CAÇANDO UM TUCANO
Venho de um tempo em que
não tínhamos energia elétrica na nossa casa. Eram tempos em que fabricávamos os
nossos próprios brinquedos. Ainda que as crianças de hoje não consigam entender
isso, mas éramos felizes. Era divertido e educativo.
Todo guri tinha que ter
uma funda: uma forquilha cuidadosamente colhida numa capoeira, um couro tirado
de algum chinelo velho e duas tiras de borracha cortadas de alguma câmara de
automóvel.
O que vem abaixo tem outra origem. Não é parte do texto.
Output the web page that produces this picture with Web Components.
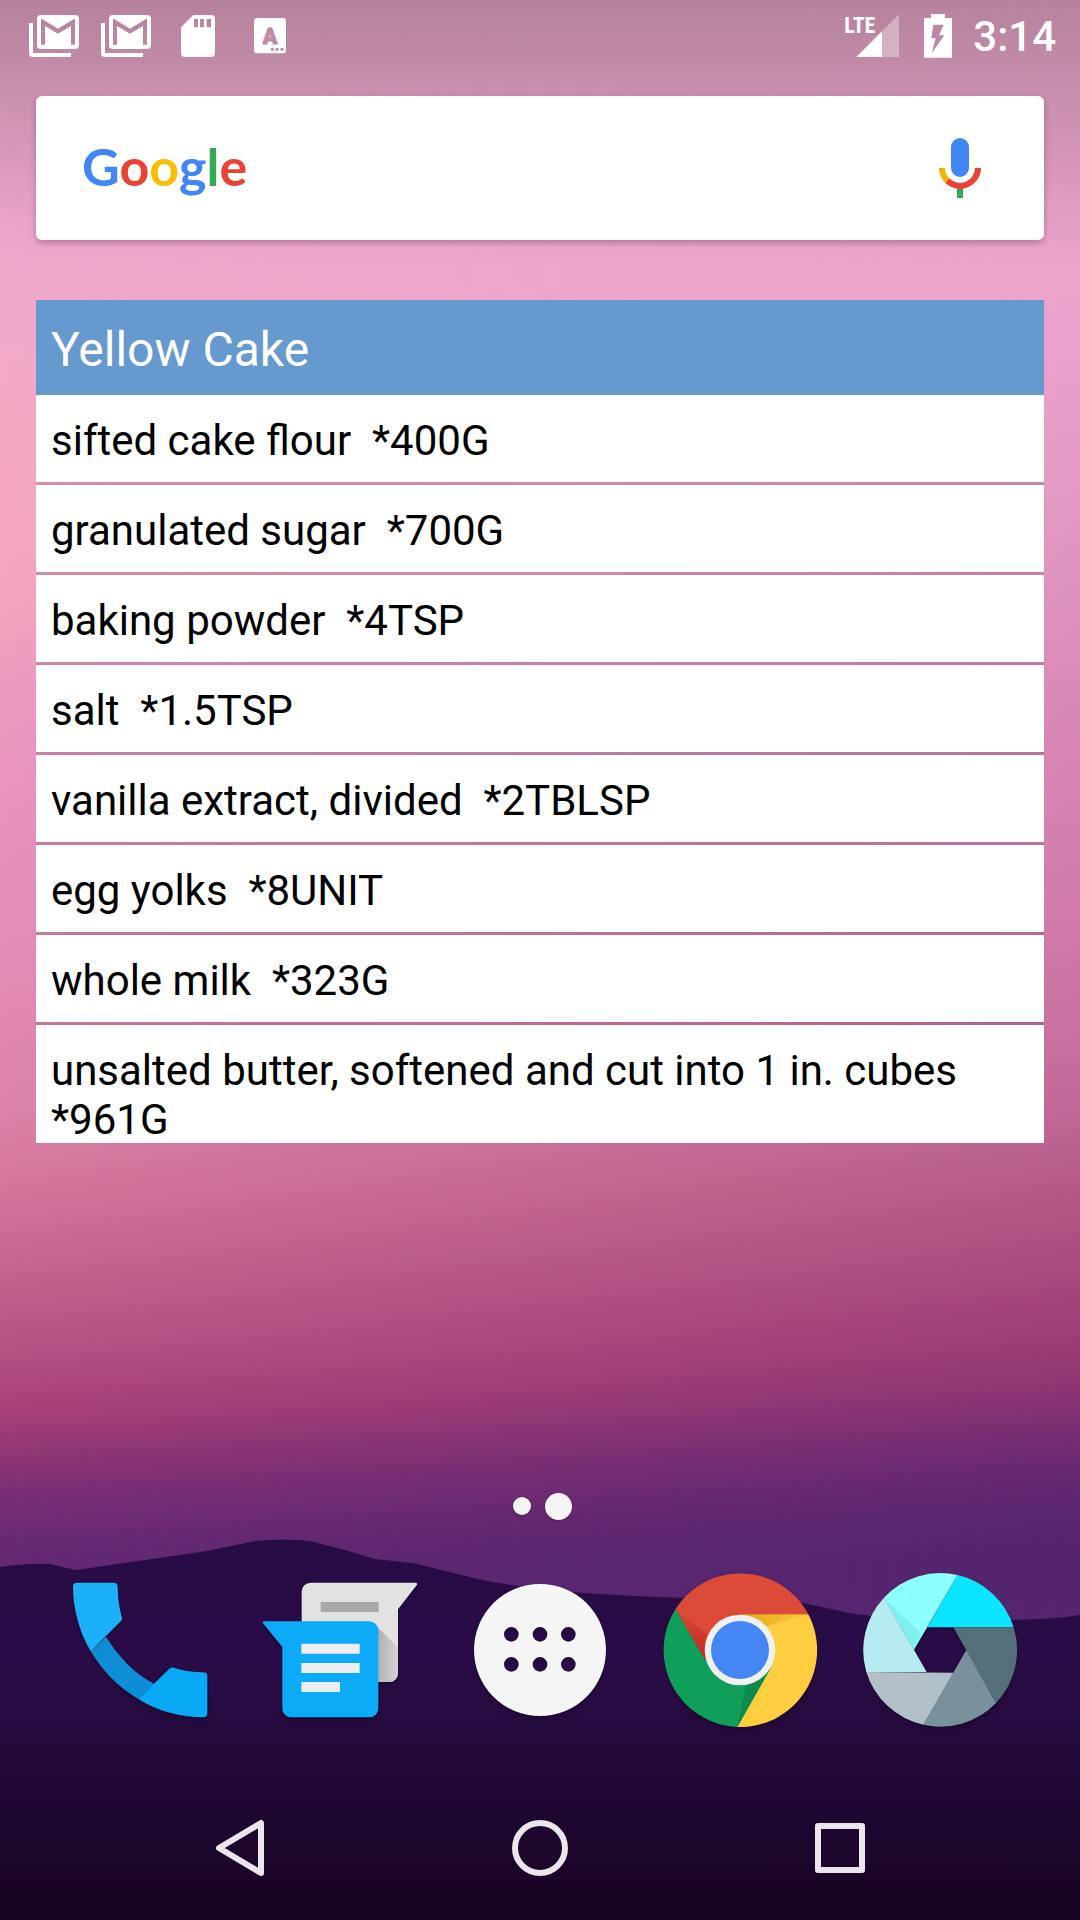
<!DOCTYPE html>
<html lang="en">
<head>
<meta charset="utf-8">
<meta name="viewport" content="width=device-width, initial-scale=1">
<title>Home screen</title>
<style>
  body { margin: 0; font-family: Roboto, "Noto Sans", sans-serif; }
</style>
</head>
<body>
<home-screen>
  <status-bar slot="status" time="3:14"></status-bar>
  <search-widget></search-widget>
  <recipe-widget heading="Yellow Cake">
    <recipe-item>sifted cake flour  *400G</recipe-item>
    <recipe-item>granulated sugar  *700G</recipe-item>
    <recipe-item>baking powder  *4TSP</recipe-item>
    <recipe-item>salt  *1.5TSP</recipe-item>
    <recipe-item>vanilla extract, divided  *2TBLSP</recipe-item>
    <recipe-item>egg yolks  *8UNIT</recipe-item>
    <recipe-item>whole milk  *323G</recipe-item>
    <recipe-item>unsalted butter, softened and cut into 1 in. cubes  *961G</recipe-item>
  </recipe-widget>
  <page-dots slot="bottom"></page-dots>
  <app-dock slot="bottom"></app-dock>
  <nav-bar slot="bottom"></nav-bar>
</home-screen>

<script>
const define = (name, markup, setup) => {
  const template = document.createElement('template');
  template.innerHTML = markup.trim();
  customElements.define(name, class extends HTMLElement {
    constructor() {
      super();
      this.attachShadow({ mode: 'open' }).append(template.content.cloneNode(true));
    }
    connectedCallback() { if (setup) setup(this, this.shadowRoot); }
  });
};

define('wall-paper', `
<style>
  :host { display: block; overflow: hidden; }
  .left, .right, svg { position: absolute; inset: 0; width: 100%; height: 100%; }
  .left { background: linear-gradient(#b6839d 0%, #be88a4 2.5%, #ca92af 5%, #db9abc 8.3%, #eaa4c7 11.5%, #f0a8cb 14%, #f3aac9 18%, #f6a8c2 25%, #f4a4bf 31%, #ec98bf 37%, #e78fbb 46%, #e389b1 53%, #dc82a7 58%, #d4769b 62%, #c4668e 66%, #b75485 70%, #ae457b 72.5%, #a8407a 73.6%, #983a76 75%, #8a3374 76.4%, #7b2f75 77.7%, #672a74 80.4%, #5d2673 85%); }
  .right { background: linear-gradient(#b6839d 0%, #be88a4 2.5%, #c88faf 5%, #d595b8 8.3%, #e49fc5 11.5%, #eba4ca 14%, #e9a2cb 18%, #e49ac5 25%, #de92bf 31%, #d888b7 37%, #d27cad 46%, #ca72a2 53%, #c06796 58%, #b45985 62%, #a84b7e 66%, #a1437a 68%, #993b74 70.4%, #8c3473 72.5%, #752d72 74.7%, #672972 76.4%, #58266e 79%, #53246d 81.5%, #56266f 85%);
    -webkit-mask: linear-gradient(90deg, transparent, #000); mask: linear-gradient(90deg, transparent, #000); }
</style>
<div class="left"></div><div class="right"></div>
<svg viewBox="0 0 1080 1920" preserveAspectRatio="none" aria-hidden="true">
  <defs><linearGradient id="hill" x1="0" y1="0" x2="0" y2="1">
    <stop offset="0" stop-color="#280c44"/><stop offset=".3" stop-color="#2a0c48"/><stop offset=".55" stop-color="#240a3c"/>
    <stop offset=".72" stop-color="#1e0730"/><stop offset="1" stop-color="#190322"/></linearGradient></defs>
  <path fill="url(#hill)" d="M0 1567 Q30 1563 50 1564 L76 1570 L207 1551 L255 1541 Q285 1538 310 1541 L345 1550 L375 1559 L413 1563 L482 1580 Q530 1589 585 1593 Q640 1597 690 1598 L758 1598 L803 1603 L850 1613 Q880 1619 1000 1620 Q1050 1620 1080 1615 V1920 H0Z"/>
</svg>`);

define('home-screen', `
<style>
  :host { display: block; position: relative; isolation: isolate; }
  wall-paper { position: absolute; inset: 0; z-index: -1; }
  .screen { display: flex; flex-direction: column; min-height: 100vh; }
  main { display: flex; flex-direction: column; gap: 60px; padding: 24px 36px; flex: 1; }
</style>
<wall-paper></wall-paper>
<div class="screen">
  <slot name="status"></slot>
  <main><slot></slot></main>
  <footer><slot name="bottom"></slot></footer>
</div>`);

define('status-bar', `
<style>
  :host { display: flex; justify-content: space-between; height: 72px; padding: 0 24px 0 18px; color: #fff; }
  div { display: flex; align-items: center; }
  .system { gap: 18px; }
  svg { display: block; height: 72px; fill: #fff; }
  time { font-size: 42px; line-height: 48px; font-weight: 500; padding-top: 2px; }
  .lte { font: 700 66px "Roboto Condensed", "Liberation Sans Narrow", "Open Sans Condensed", "Liberation Sans", sans-serif; }
  .key { font: 900 64px Roboto, sans-serif; fill: #bf8aa6; stroke: #bf8aa6; stroke-width: 3; stroke-linejoin: round; }
</style>
<div>
  <svg width="72" viewBox="54 0 216 216" role="img" aria-label="Gmail"><path d="M87 69h12v90h114v12H99q-12 0-12-12z"/><path fill-rule="evenodd" d="M123 45H225q12 0 12 12V135q0 12-12 12H123q-12 0-12-12V57q0-12 12-12zM123 57V134H135V78L174 101L213 78V134H225V57H222L174 86L126 57z"/></svg>
  <svg width="72" viewBox="54 0 216 216" role="img" aria-label="Gmail"><path d="M87 69h12v90h114v12H99q-12 0-12-12z"/><path fill-rule="evenodd" d="M123 45H225q12 0 12 12V135q0 12-12 12H123q-12 0-12-12V57q0-12 12-12zM123 57V134H135V78L174 101L213 78V134H225V57H222L174 86L126 57z"/></svg>
  <svg width="72" viewBox="486 0 216 216" role="img" aria-label="SD card"><path fill-rule="evenodd" d="M580 45H633q12 0 12 12V159q0 12-12 12H555q-12 0-12-12V82zM582 57V82H594V57zM600 57V82H612V57zM620 57V82H633V57z"/></svg>
  <svg width="72" viewBox="702 0 216 216" role="img" aria-label="Keyboard"><rect x="762" y="54" width="96" height="106" rx="9"/><text class="key" x="810" y="131" text-anchor="middle">A</text><g fill="#bf8aa6"><circle cx="817" cy="148" r="5"/><circle cx="831" cy="148" r="5"/><circle cx="846" cy="148" r="5"/></g></svg>
</div>
<div class="system">
  <svg width="62" viewBox="240 0 186 216" role="img" aria-label="Signal"><path opacity=".35" d="M363 94L414 43V171H363z"/><path d="M286 171L363 94V171z"/><text class="lte" x="250" y="99">LTE</text></svg>
  <svg width="34" viewBox="480 0 102 216" role="img" aria-label="Charging"><path fill-rule="evenodd" d="M510 42H552V54H573V173H489V54H510zM517 74L511 115H524L512 160L550 106H534L548 74z"/></svg>
  <time></time>
</div>`, (host, root) => { root.querySelector('time').textContent = host.getAttribute('time'); });

define('search-widget', `
<style>
  :host { display: flex; align-items: center; justify-content: space-between; height: 144px; box-sizing: border-box; padding: 0 54px 0 46px; background: #fff; border-radius: 6px; box-shadow: 0 3px 6px rgba(60,20,50,.3); }
  button { border: 0; padding: 0; background: none; display: block; }
  .logo { flex: 1; text-align: left; font: 700 52px/72px Lato, sans-serif; color: #4285f4; padding-bottom: 4px; }
  .r { color: #ea4335; } .y { color: #fbbc05; } .g { color: #34a853; }
  svg { display: block; }
</style>
<button class="logo" aria-label="Google search"><span>G</span><span class="r">o</span><span class="y">o</span><span>g</span><span class="g">l</span><span class="r">e</span></button>
<button aria-label="Voice search"><svg width="60" height="72" viewBox="510 396 180 216">
  <rect x="573" y="414" width="54" height="117" rx="27" fill="#4285f4"/>
  <path d="M591 560h18v34h-18z" fill="#34a853"/>
  <g fill="none" stroke-width="18"><path d="M546 504A54 54 0 0 0 562 542" stroke="#f4b400"/><path d="M562 542A54 54 0 0 0 654 504" stroke="#ea4335"/></g>
</svg></button>`);

define('recipe-widget', `
<style>
  :host { display: block; }
  h1 { margin: 0; padding: 22px 15px 17px; background: #6699cd; color: #fff; font-size: 48px; line-height: 56px; font-weight: 400; }
  .list { height: 748px; overflow: hidden; display: flex; flex-direction: column; }
</style>
<h1></h1>
<div class="list" role="list"><slot></slot></div>`, (host, root) => { root.querySelector('h1').textContent = host.getAttribute('heading'); });

define('recipe-item', `
<style>
  :host { display: block; flex: none; border-bottom: 3px solid rgba(0,0,0,.13); background: #fff; background-clip: padding-box; padding: 21px 15px 17px; font-size: 42px; line-height: 49px; color: #000; }
  slot { display: block; white-space: pre-wrap; }
</style><slot></slot>`, host => host.setAttribute('role', 'listitem'));

define('page-dots', `
<style>
  :host { display: flex; justify-content: center; align-items: center; height: 36px; margin-bottom: 46px; }
  button { width: 36px; height: 36px; padding: 0; border: 0; background: none; display: flex; align-items: center; justify-content: center; }
  i { width: 18px; height: 18px; border-radius: 50%; background: #f5f5f5; box-shadow: 0 1px 3px rgba(0,0,0,.25); }
  .on i { width: 27px; height: 27px; }
</style>
<button aria-label="Page 1"><i></i></button><button class="on" aria-label="Page 2"><i></i></button>`);

define('app-dock', `
<style>
  :host { display: flex; padding: 0 40px 46px; }
  button { flex: 1; padding: 0; border: 0; background: none; display: flex; justify-content: center; }
  svg { display: block; width: 160px; height: 160px; filter: drop-shadow(0 2px 2px rgba(0,0,0,.3)); }
</style>
<button aria-label="Phone"><svg viewBox="30 60 480 480">
  <defs><linearGradient id="fold" x1="0" y1="0" x2="1" y2="1"><stop offset="0" stop-color="#1580b8"/><stop offset=".25" stop-color="#118fd6"/><stop offset="1" stop-color="#0d8cd8"/></linearGradient></defs>
  <g transform="translate(-30 0)">
  <path fill="url(#fold)" d="M152 303L198 260C235 320 285 372 342 401L295 447C235 412 185 360 152 303z"/>
  <path fill="#1cb0f8" d="M112 98H220q12 0 13 12C234 150 238 175 246 203q1 5-3 10L152 304C115 240 99 170 99 110q0-12 13-12z"/>
  <path fill="#08a9f5" d="M295 447L388 356q6-5 14-3Q440 366 490 367q12 0 12 12V490q0 12-12 12C420 502 350 482 295 447z"/></g>
</svg></button>
<button aria-label="Messenger"><svg viewBox="30 60 480 480">
  <defs><linearGradient id="cast"><stop offset="0" stop-color="#aaa"/><stop offset="1" stop-color="#d4d4d4"/></linearGradient></defs>
  <path fill="#e2e2e2" d="M182 98H497q6 0 4 6L444 178V370a26 26 0 0 1-26 26H155V125a27 27 0 0 1 27-27z"/>
  <path fill="url(#cast)" d="M375 225L443 290V370a26 26 0 0 1-26 26H375z"/>
  <path fill="#a8a8a8" d="M212 156h174v30H212z"/>
  <path fill="#0dabf7" d="M42 214H358a27 27 0 0 1 27 27V475a27 27 0 0 1-27 27H124a27 27 0 0 1-27-27V291L39 220q-3-6 3-6z"/>
  <path fill="#eee" d="M154 281h175v30H154zM154 339h175v30H154zM154 396h116v30H154z"/>
</svg></button>
<button aria-label="Apps"><svg viewBox="30 60 480 480">
  <path transform="translate(0 0)" fill="#f5f5f5" fill-rule="evenodd" d="M72 300a198 198 0 1 0 396 0a198 198 0 1 0-396 0zM162 253a22 22 0 1 0 44 0a22 22 0 1 0-44 0zM248 253a22 22 0 1 0 44 0a22 22 0 1 0-44 0zM333 253a22 22 0 1 0 44 0a22 22 0 1 0-44 0zM162 343a22 22 0 1 0 44 0a22 22 0 1 0-44 0zM248 343a22 22 0 1 0 44 0a22 22 0 1 0-44 0zM333 343a22 22 0 1 0 44 0a22 22 0 1 0-44 0z"/>
</svg></button>
<button aria-label="Chrome"><svg viewBox="30 60 480 480">
  <defs><linearGradient id="rs" x1="0" y1="0" x2="0" y2="1"><stop offset="0" stop-color="#db4a39"/><stop offset="1" stop-color="#c0281f"/></linearGradient>
  <linearGradient id="ys"><stop offset="0" stop-color="#e6a91f"/><stop offset="1" stop-color="#fbc83a"/></linearGradient></defs>
  <path fill="#ffcd40" d="M475 193A231 231 0 0 1 262 531L270 193z"/>
  <path fill="url(#ys)" d="M270 193H475L340 230z"/>
  <path fill="#109f5b" d="M77 176A231 231 0 0 0 262 531L362 354L270 300L166 330z"/>
  <path fill="#0d8a4d" d="M290 395L362 354L262 531z"/>
  <path fill="#dc4a38" d="M77 176A231 231 0 0 1 475 193H270V300L166 330z"/>
  <path fill="url(#rs)" d="M77 176L190 270L166 330z"/>
  <circle cx="270" cy="300" r="106" fill="#f1f1f1"/><circle cx="270" cy="300" r="87" fill="#4486f4"/>
</svg></button>
<button aria-label="Camera"><svg viewBox="30 60 480 480">
  <path fill="#8dffff" d="M102 143A231 231 0 0 1 323 75L192 299z"/>
  <path fill="#80eff0" d="M102 143L212 250L192 299z"/>
  <path fill="#0ae6ff" d="M323 75A231 231 0 0 1 491 232H232z"/>
  <path fill="#56707b" d="M491 232A231 231 0 0 1 438 459L310 232z"/>
  <path fill="#7a919d" d="M438 459A231 231 0 0 1 220 524L349 300z"/>
  <path fill="#b2c0c7" d="M220 524A231 231 0 0 1 49 366L310 368z"/>
  <path fill="#b6ecf1" d="M49 366A231 231 0 0 1 102 143L230 366z"/>
</svg></button>`);

define('nav-bar', `
<style>
  :host { display: flex; height: 144px; padding: 0 90px; }
  button { flex: 1; padding: 0; border: 0; background: none; display: flex; align-items: center; justify-content: center; }
  svg { width: 72px; height: 72px; fill: none; stroke: #ebe6ed; stroke-width: 6; stroke-linejoin: round; }
</style>
<button aria-label="Back"><svg viewBox="0 0 72 72"><path d="M57 11V61L15 36z"/></svg></button>
<button aria-label="Home"><svg viewBox="0 0 72 72"><circle cx="36" cy="36" r="25"/></svg></button>
<button aria-label="Recents"><svg viewBox="0 0 72 72"><rect x="14" y="14" width="44" height="44"/></svg></button>`);
</script>
</body>
</html>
As câmaras, na época, eram feitas de puro látex diferente das de
hoje, fabricadas com borracha sintética, pouco elásticas, impróprias para fazer
fundas.
Naquele domingo de
tarde, como de costume, saímos para caçar pelos potreiros. Perseguíamos um
tucano que para se salvar refugiou-se numa moita espinhenta no meio do nosso
potreiro. Para impedir que o coitado fugisse cercamos a moita disparando
fundadas de todos os lados. Os tiros partiam de todas as fundas, mas ninguém conseguia
acertar o alvo. Então Flavio escolheu
uma pedra bem redondinha, espichou sua funda e com toda força disparou. O tiro
atravessou a moita indo acertar a cabeça do meu irmão Plínio que estava no
outro lado. A pedra fez um estrago significativo no supercílio deixando o rosto
dele todo ensanguentado. Nós todos ficamos apavorados. O Erno, hoje falecido,
que não suportava ver sangue, desmaiou. Plínio mal conseguia caminhar. Meio
cambaleando levamos o guri para cima. Estávamos preocupados com a explicação
que daríamos à nossa mãe. Então ela tratou de lavar o ferimento com água
oxigenada e fez um curativo usando o kit de primeiros socorros que Tia Clara tinha
trazido para nós lá de Porto Alegre.
Por sorte, ao atravessar a moita, a pedra
perdeu força abrindo, somente, um pequeno corte. Por ter sido na sobrancelha
sangrou muito dando a impressão de um ferimento sério. Plínio, ainda hoje, tem
uma pequena marca acima do olho esquerdo. Um desavisado nada percebe, mas quem for
olhar com atenção vai perceber uma cicatriz muito discreta encoberta
parcialmente com os pelos da sobrancelha.
Neste nosso interior, quem
foi criança naquela época, teve uma infância feliz.